» EXTRACTED RECORDS:
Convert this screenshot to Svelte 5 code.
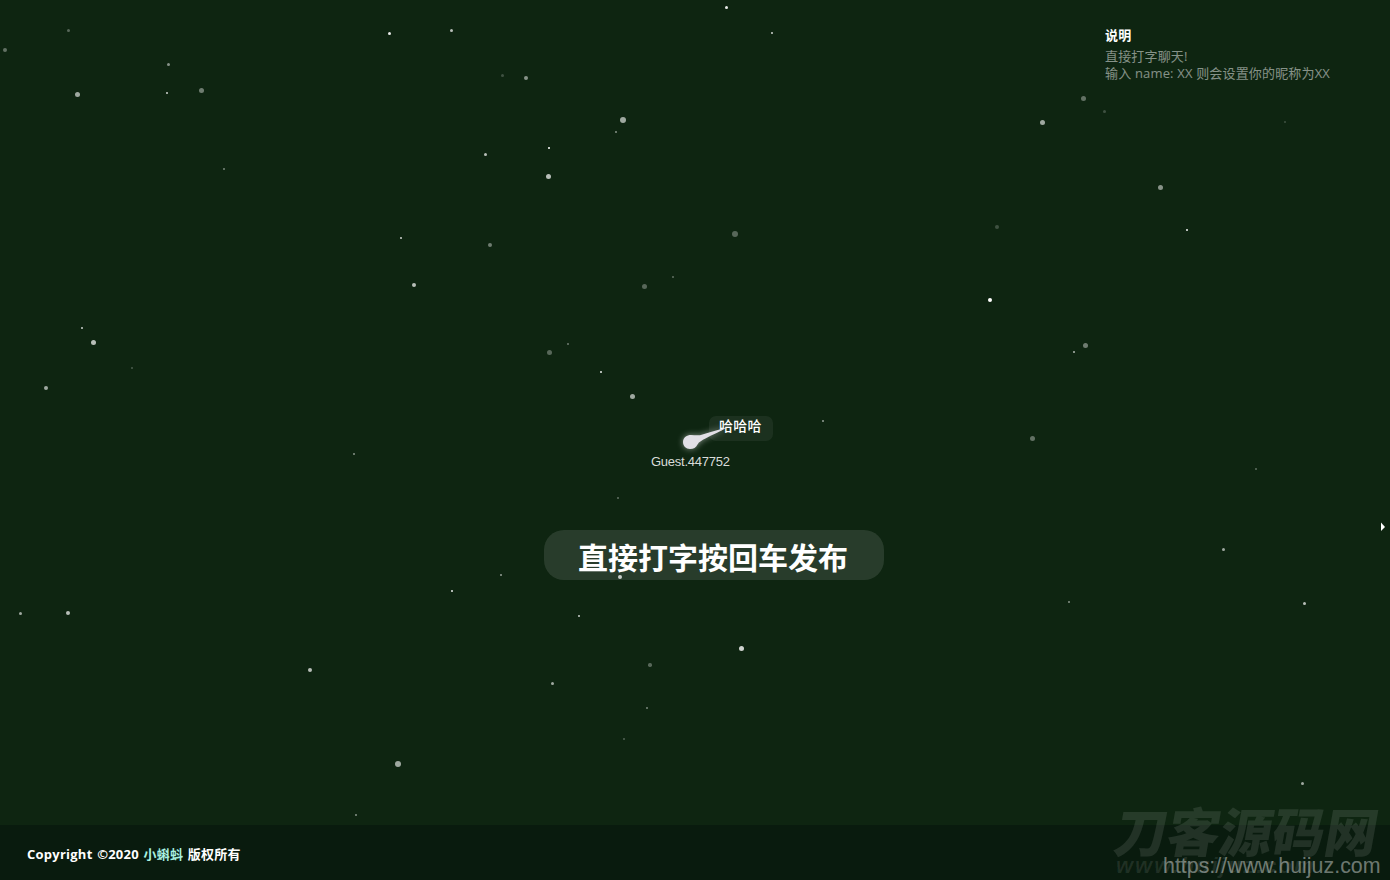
<script>
  const stars = [
    [726,7,1.5,.9],[389,33,1.5,.9],[451,30,1.5,.7],[772,33,1.2,.8],[68,30,1.5,.3],[5,50,2,.35],[168,64,1.5,.5],[77,94,2.5,.6],[167,93,1,.8],[201,90,2.5,.4],
    [502,75,1.5,.2],[526,78,2,.5],[623,120,3,.6],[616,132,1.2,.5],[549,148,.8,.9],[485,154,1.5,.7],[548,176,2.5,.7],[224,169,.8,.4],[401,238,1.3,.8],[490,245,2,.4],
    [735,234,3,.3],[673,277,.7,.3],[644,286,2.5,.3],[414,285,2,.7],[82,328,.8,.7],[93,342,2.5,.7],[132,368,1.2,.25],[46,388,2,.6],[549,352,2.5,.3],[568,344,1.3,.4],
    [601,372,1.3,.9],[632,396,2.5,.6],[823,421,.8,.5],[354,454,1.3,.5],[1032,438,2.5,.35],[618,498,1.3,.35],[1256,469,.8,.3],[1083,98,2.5,.35],[1104,111,1.5,.2],[1042,122,2.5,.6],
    [1285,122,1,.2],[1160,187,2.5,.5],[997,227,2,.2],[1187,230,1.3,.95],[990,300,2,1],[1085,345,2.5,.4],[1074,352,.8,.6],[1223,549,1.5,.6],[1069,602,1.2,.5],[1304,603,1.5,.7],
    [620,577,2,.75],[452,591,1.2,.9],[501,575,.8,.5],[579,616,.8,.7],[20,613,1.5,.6],[68,613,2,.7],[741,648,2.5,.8],[650,665,1.7,.3],[310,670,2,.7],[552,683,1.5,.6],
    [647,708,.8,.4],[624,739,.7,.25],[398,764,3,.6],[1302,783,1.5,.6],[356,815,1.3,.5],[400,856,2.5,.3],[878,863,2.5,.6]
  ];
</script>

<div class="page">
  <main class="sky">
    {#each stars as [x, y, r, o]}
      <i class="star" style="left:{x - r}px;top:{y - r}px;width:{r * 2}px;height:{r * 2}px;opacity:{o}"></i>
    {/each}

    <aside class="help">
      <h4>说明</h4>
      <p>直接打字聊天!</p>
      <p>输入 name: XX 则会设置你的昵称为XX</p>
    </aside>

    <div class="bubble">哈哈哈</div>
    <svg class="tadpole" viewBox="0 0 60 36" width="60" height="36" aria-hidden="true">
      <path d="M2 19 C2 14.500 6 12 10 12 C14 12 17.500 13 21.500 11.500 C29 9 37 7 46 4.500 C39 8.500 31 12 24.500 15.500 C21 17.500 18 18.500 16.500 21.500 C15 24.500 12.500 26 9 26 C5 26 2 23 2 19 Z" fill="#e2dfe6"/>
    </svg>
    <div class="name">Guest.447752</div>

    <div class="hint">直接打字按回车发布</div>
    <svg class="caret" viewBox="0 0 6 10" width="6" height="10" aria-hidden="true"><path d="M1 0.500 L5 5 L1 9 Z" fill="#fff"/></svg>
  </main>

  <footer class="foot">
    <span class="copy">Copyright ©2020 <a href="#top">小蝌蚪</a> 版权所有</span>
  </footer>

  <div class="mark">
    <div class="mark-cn">刀客源码网</div>
    <div class="mark-en">www.huijuz.com</div>
    <div class="mark-url">https://www.huijuz.com</div>
  </div>
</div>

<style>
  :global(body) {
    margin: 0;
    background: #0e2511;
    overflow: hidden;
  }
  .page {
    position: relative;
    width: 1390px;
    height: 880px;
    display: grid;
    grid-template-rows: 1fr 55px;
    overflow: hidden;
    background: #0e2511;
    font-family: "Liberation Sans", "Noto Sans CJK SC", sans-serif;
  }
  .sky {
    position: relative;
  }
  .star {
    position: absolute;
    border-radius: 50%;
    background: #fff;
    filter: blur(0.3px);
  }
  .help {
    position: absolute;
    left: 1105px;
    top: 27px;
    font-family: "Open Sans", "Noto Sans CJK SC", sans-serif;
    font-size: 13px;
    line-height: 17px;
    color: rgba(255, 255, 255, 0.5);
    letter-spacing: 0.17px;
  }
  .help h4 {
    margin: 0 0 5px;
    font-size: 13px;
    line-height: 16px;
    font-weight: 700;
    color: #fff;
  }
  .help p {
    margin: 0;
    white-space: nowrap;
  }
  .bubble {
    position: absolute;
    left: 709px;
    top: 416px;
    width: 64px;
    height: 25px;
    box-sizing: border-box;
    padding-left: 10px;
    border-radius: 7px;
    background: rgba(255, 255, 255, 0.06);
    color: #fff;
    font-size: 14px;
    line-height: 21px;
    font-weight: 500;
    letter-spacing: 0.3px;
    white-space: nowrap;
  }
  .tadpole {
    position: absolute;
    left: 681px;
    top: 423px;
    filter: drop-shadow(0 0 3px rgba(255, 255, 255, 0.5));
  }
  .name {
    position: absolute;
    left: 651px;
    top: 454px;
    font-size: 13px;
    line-height: 16px;
    letter-spacing: -0.25px;
    color: #d9dcd9;
    white-space: nowrap;
  }
  .hint {
    position: absolute;
    left: 544px;
    top: 530px;
    width: 340px;
    height: 50px;
    box-sizing: border-box;
    padding-left: 34px;
    border-radius: 20px;
    background: rgba(255, 255, 255, 0.11);
    color: #fff;
    font-family: "Noto Sans CJK SC", sans-serif;
    font-size: 30px;
    font-weight: 700;
    line-height: 52px;
    white-space: nowrap;
  }
  .caret {
    position: absolute;
    left: 1380px;
    top: 522px;
  }
  .foot {
    position: relative;
    display: flex;
    align-items: center;
    padding: 2px 0 0 27px;
    background: #091b0e;
  }
  .copy {
    font-family: "Open Sans", "Noto Sans CJK SC", sans-serif;
    font-size: 13px;
    font-weight: 700;
    color: #fff;
    white-space: nowrap;
    letter-spacing: 0.24px;
    word-spacing: 1px;
  }
  .copy a {
    color: #a8f0e0;
    text-decoration: none;
  }
  .mark {
    position: absolute;
    left: 1116px;
    top: 802px;
    width: 274px;
    height: 78px;
    pointer-events: none;
  }
  .mark-cn {
    position: absolute;
    left: 0;
    top: 0;
    font-family: "Noto Sans CJK SC", sans-serif;
    font-size: 52.500px;
    font-weight: 900;
    line-height: 54px;
    color: rgba(255, 255, 255, 0.1);
    transform: skewX(-10deg);
    white-space: nowrap;
  }
  .mark-en {
    position: absolute;
    left: 0;
    top: 52px;
    font-size: 22px;
    font-weight: 700;
    font-style: italic;
    line-height: 24px;
    letter-spacing: 2px;
    color: rgba(255, 255, 255, 0.09);
    white-space: nowrap;
  }
  .mark-url {
    position: absolute;
    left: 47px;
    top: 52px;
    font-size: 21.400px;
    line-height: 24px;
    color: rgba(255, 255, 255, 0.42);
    white-space: nowrap;
  }
</style>
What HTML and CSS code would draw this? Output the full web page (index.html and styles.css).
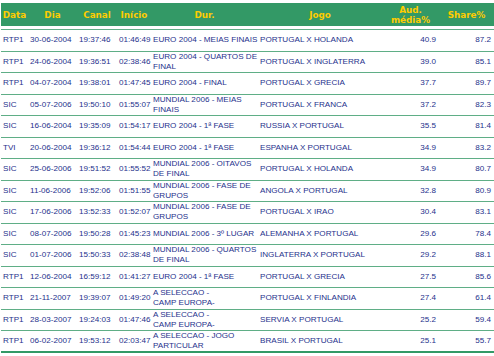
FILE: index.html
```html
<!DOCTYPE html>
<html lang="pt">
<head>
<meta charset="utf-8">
<title>Audiências</title>
<link rel="stylesheet" href="styles.css">
</head>
<body>
<table class="aud">
  <colgroup>
    <col class="c1"><col class="c2"><col class="c3"><col class="c4"><col class="c5"><col class="c6"><col class="c7"><col class="c8">
  </colgroup>
  <thead>
    <tr>
      <th>Data</th><th>Dia</th><th>Canal</th><th>Início</th><th>Dur.</th><th>Jogo</th><th>Aud.<br>média%</th><th>Share%</th>
    </tr>
  </thead>
  <tbody>
    <tr><td>RTP1</td><td>30-06-2004</td><td>19:37:46</td><td>01:46:49</td><td>EURO 2004 - MEIAS FINAIS</td><td>PORTUGAL X HOLANDA</td><td class="num">40.9</td><td class="num">87.2</td></tr>
    <tr><td>RTP1</td><td>24-06-2004</td><td>19:36:51</td><td>02:38:46</td><td>EURO 2004 - QUARTOS DE<br>FINAL</td><td>PORTUGAL X INGLATERRA</td><td class="num">39.0</td><td class="num">85.1</td></tr>
    <tr><td>RTP1</td><td>04-07-2004</td><td>19:38:01</td><td>01:47:45</td><td>EURO 2004 - FINAL</td><td>PORTUGAL X GRECIA</td><td class="num">37.7</td><td class="num">89.7</td></tr>
    <tr><td>SIC</td><td>05-07-2006</td><td>19:50:10</td><td>01:55:07</td><td>MUNDIAL 2006 - MEIAS<br>FINAIS</td><td>PORTUGAL X FRANCA</td><td class="num">37.2</td><td class="num">82.3</td></tr>
    <tr><td>SIC</td><td>16-06-2004</td><td>19:35:09</td><td>01:54:17</td><td>EURO 2004 - 1ª FASE</td><td>RUSSIA X PORTUGAL</td><td class="num">35.5</td><td class="num">81.4</td></tr>
    <tr><td>TVI</td><td>20-06-2004</td><td>19:36:12</td><td>01:54:44</td><td>EURO 2004 - 1ª FASE</td><td>ESPANHA X PORTUGAL</td><td class="num">34.9</td><td class="num">83.2</td></tr>
    <tr><td>SIC</td><td>25-06-2006</td><td>19:51:52</td><td>01:55:52</td><td>MUNDIAL 2006 - OITAVOS<br>DE FINAL</td><td>PORTUGAL X HOLANDA</td><td class="num">34.9</td><td class="num">80.7</td></tr>
    <tr><td>SIC</td><td>11-06-2006</td><td>19:52:06</td><td>01:51:55</td><td>MUNDIAL 2006 - FASE DE<br>GRUPOS</td><td>ANGOLA X PORTUGAL</td><td class="num">32.8</td><td class="num">80.9</td></tr>
    <tr><td>SIC</td><td>17-06-2006</td><td>13:52:33</td><td>01:52:07</td><td>MUNDIAL 2006 - FASE DE<br>GRUPOS</td><td>PORTUGAL X IRAO</td><td class="num">30.4</td><td class="num">83.1</td></tr>
    <tr><td>SIC</td><td>08-07-2006</td><td>19:50:28</td><td>01:45:23</td><td>MUNDIAL 2006 - 3º LUGAR</td><td>ALEMANHA X PORTUGAL</td><td class="num">29.6</td><td class="num">78.4</td></tr>
    <tr><td>SIC</td><td>01-07-2006</td><td>15:50:33</td><td>02:38:48</td><td>MUNDIAL 2006 - QUARTOS<br>DE FINAL</td><td>INGLATERRA X PORTUGAL</td><td class="num">29.2</td><td class="num">88.1</td></tr>
    <tr><td>RTP1</td><td>12-06-2004</td><td>16:59:12</td><td>01:41:27</td><td>EURO 2004 - 1ª FASE</td><td>PORTUGAL X GRECIA</td><td class="num">27.5</td><td class="num">85.6</td></tr>
    <tr><td>RTP1</td><td>21-11-2007</td><td>19:39:07</td><td>01:49:20</td><td>A SELECCAO -<br>CAMP EUROPA-</td><td>PORTUGAL X FINLANDIA</td><td class="num">27.4</td><td class="num">61.4</td></tr>
    <tr><td>RTP1</td><td>28-03-2007</td><td>19:24:03</td><td>01:47:46</td><td>A SELECCAO -<br>CAMP EUROPA-</td><td>SERVIA X PORTUGAL</td><td class="num">25.2</td><td class="num">59.4</td></tr>
    <tr class="last"><td>RTP1</td><td>06-02-2007</td><td>19:53:12</td><td>02:03:47</td><td>A SELECCAO - JOGO<br>PARTICULAR</td><td>BRASIL X PORTUGAL</td><td class="num">25.1</td><td class="num">55.7</td></tr>
  </tbody>
</table>
</body>
</html>
```
FILE: styles.css
```css
html, body {
  margin: 0;
  padding: 0;
  background: #ffffff;
}

.aud {
  margin: 3px 0 0 1px;
  width: 493px;
  table-layout: fixed;
  border-collapse: separate;
  border-spacing: 0;
}

.c1 { width: 27px; }
.c2 { width: 49px; }
.c3 { width: 40px; }
.c4 { width: 34px; }
.c5 { width: 107px; }
.c6 { width: 124px; }
.c7 { width: 57px; }
.c8 { width: 55px; }

.aud th {
  background: #339966;
  background-clip: padding-box;
  color: #ffcc00;
  font-family: "DejaVu Sans", Verdana, sans-serif;
  font-weight: bold;
  font-size: 8.8px;
  line-height: 10px;
  height: 26px;
  padding: 0;
  text-align: center;
  vertical-align: middle;
  border-bottom: 3px solid #ffffff;
  box-sizing: border-box;
}

.aud td {
  font-family: "Liberation Sans", Arial, sans-serif;
  font-size: 8.1px;
  line-height: 10px;
  color: #26318c;
  padding: 0 2px;
  height: 21.5px;
  box-sizing: border-box;
  border-top: 1px solid #5fae86;
  vertical-align: middle;
  white-space: nowrap;
  overflow: hidden;
}

.aud td.num {
  text-align: right;
  padding-right: 3px;
}

.aud tr.last td {
  border-bottom: 2px solid #339966;
}
```
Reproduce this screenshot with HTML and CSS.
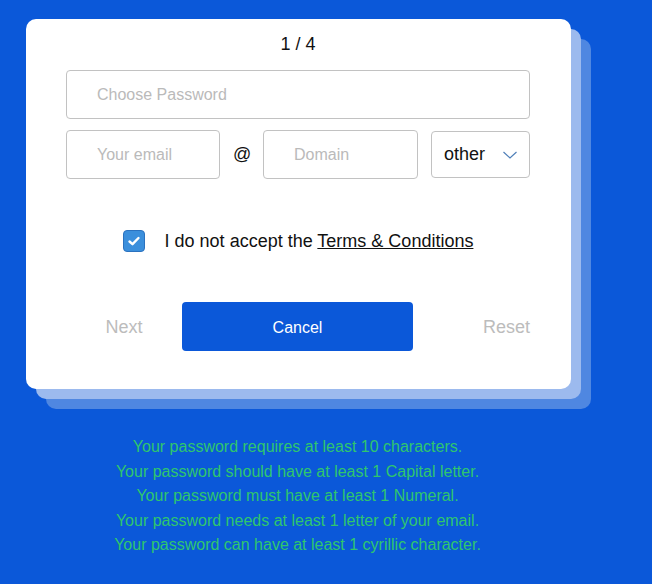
FILE: index.html
```html
<!DOCTYPE html>
<html lang="en">
<head>
<meta charset="utf-8">
<title>Password step</title>
<link rel="stylesheet" href="styles.css">
</head>
<body>
<div class="stage">
  <div class="card">
    <div class="step">1 / 4</div>
    <input class="field field-full" type="password" placeholder="Choose Password">
    <div class="email-row">
      <input class="field field-half" type="text" placeholder="Your email">
      <span class="at">@</span>
      <input class="field field-domain" type="text" placeholder="Domain">
      <div class="select">
        <span>other</span>
        <svg class="chev" width="16" height="10" viewBox="0 0 16 10"><polyline points="1.5,2 8,8 14.5,2" fill="none" stroke="#4f7fb8" stroke-width="1.2"/></svg>
      </div>
    </div>
    <div class="terms">
      <span class="check">
        <svg width="14" height="12" viewBox="0 0 14 12"><polyline points="2.5,6.5 5.5,9.2 11.5,3" fill="none" stroke="#fff" stroke-width="2.4" stroke-linecap="round" stroke-linejoin="round"/></svg>
      </span>
      <span class="terms-text">I do not accept the <a class="link" href="#">Terms &amp; Conditions</a></span>
    </div>
    <div class="actions">
      <span class="ghost ghost-left">Next</span>
      <button class="primary" type="button">Cancel</button>
      <span class="ghost ghost-right">Reset</span>
    </div>
  </div>
  <div class="rules">
    <p>Your password requires at least 10 characters.</p>
    <p>Your password should have at least 1 Capital letter.</p>
    <p>Your password must have at least 1 Numeral.</p>
    <p>Your password needs at least 1 letter of your email.</p>
    <p>Your password can have at least 1 cyrillic character.</p>
  </div>
</div>
</body>
</html>
```

FILE: styles.css
```css
html, body {
  margin: 0;
  padding: 0;
}
body {
  background: #0b58d9;
  font-family: "Liberation Sans", Arial, sans-serif;
  width: 652px;
  height: 584px;
  overflow: hidden;
}
.stage {
  padding: 19px 0 0 26px;
}
.card {
  width: 545px;
  height: 370px;
  box-sizing: border-box;
  background: #fff;
  border-radius: 10px;
  box-shadow: 10px 10px 0 #9cbaee, 20px 20px 0 #4f87e1;
  padding: 15px 41px 0 40px;
}
.step {
  text-align: center;
  font-size: 18px;
  line-height: 20px;
  color: #111;
}
.field {
  display: block;
  box-sizing: border-box;
  height: 49px;
  border: 1px solid #c2c2c2;
  border-radius: 4px;
  padding: 0 0 0 30px;
  font-family: "Liberation Sans", Arial, sans-serif;
  font-size: 16px;
  color: #111;
  background: #fff;
  outline: none;
  margin: 0;
}
.field::placeholder {
  color: #bababa;
}
.field-full {
  width: 100%;
  margin-top: 16px;
}
.email-row {
  display: flex;
  align-items: center;
  margin-top: 11px;
  height: 49px;
}
.field-half {
  width: 154px;
}
.field-domain {
  width: 155px;
}
.at {
  font-size: 18px;
  width: 18px;
  margin: 0 12px 0 13px;
  color: #111;
}
.select {
  margin-left: auto;
  width: 99px;
  height: 47px;
  box-sizing: border-box;
  border: 1px solid #c2c2c2;
  border-radius: 4px;
  display: flex;
  align-items: center;
  justify-content: space-between;
  padding: 0 11px 0 12px;
  font-size: 18px;
  color: #111;
}
.chev {
  display: block;
  margin-top: 1px;
}
.terms {
  margin-top: 51px;
  display: flex;
  align-items: center;
  justify-content: center;
  height: 22px;
}
.check {
  width: 22px;
  height: 22px;
  box-sizing: border-box;
  background: #3b8fdc;
  border: 1px solid #2b72bf;
  border-radius: 4px;
  display: flex;
  align-items: center;
  justify-content: center;
  margin-right: 20px;
}
.check svg {
  display: block;
}
.terms-text {
  font-size: 18px;
  color: #111;
  line-height: 20px;
}
.link {
  color: #111;
  text-decoration: underline;
}
.actions {
  margin-top: 50px;
  display: grid;
  grid-template-columns: 116px 231px 1fr;
  align-items: center;
  height: 49px;
}
.ghost {
  font-size: 18px;
  color: #bcbcbc;
  padding-top: 2px;
}
.ghost-left {
  text-align: center;
}
.ghost-right {
  text-align: right;
}
.primary {
  height: 49px;
  border: none;
  border-radius: 4px;
  background: #0b58d9;
  color: #fff;
  font-family: "Liberation Sans", Arial, sans-serif;
  font-size: 16px;
  padding: 3px 0 0;
  margin: 0;
}
.rules {
  width: 543px;
  margin-top: 46px;
  text-align: center;
  color: #2fc66d;
  font-size: 16px;
  line-height: 24.5px;
}
.rules p {
  margin: 0;
}
```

» DO THIS:
Pull out all lines from the entries above that include the word "screenshot".

» WRITTEN SOLUTION:
Convert this screenshot to Svelte 5 code.
Reproduce this screenshot with HTML and CSS.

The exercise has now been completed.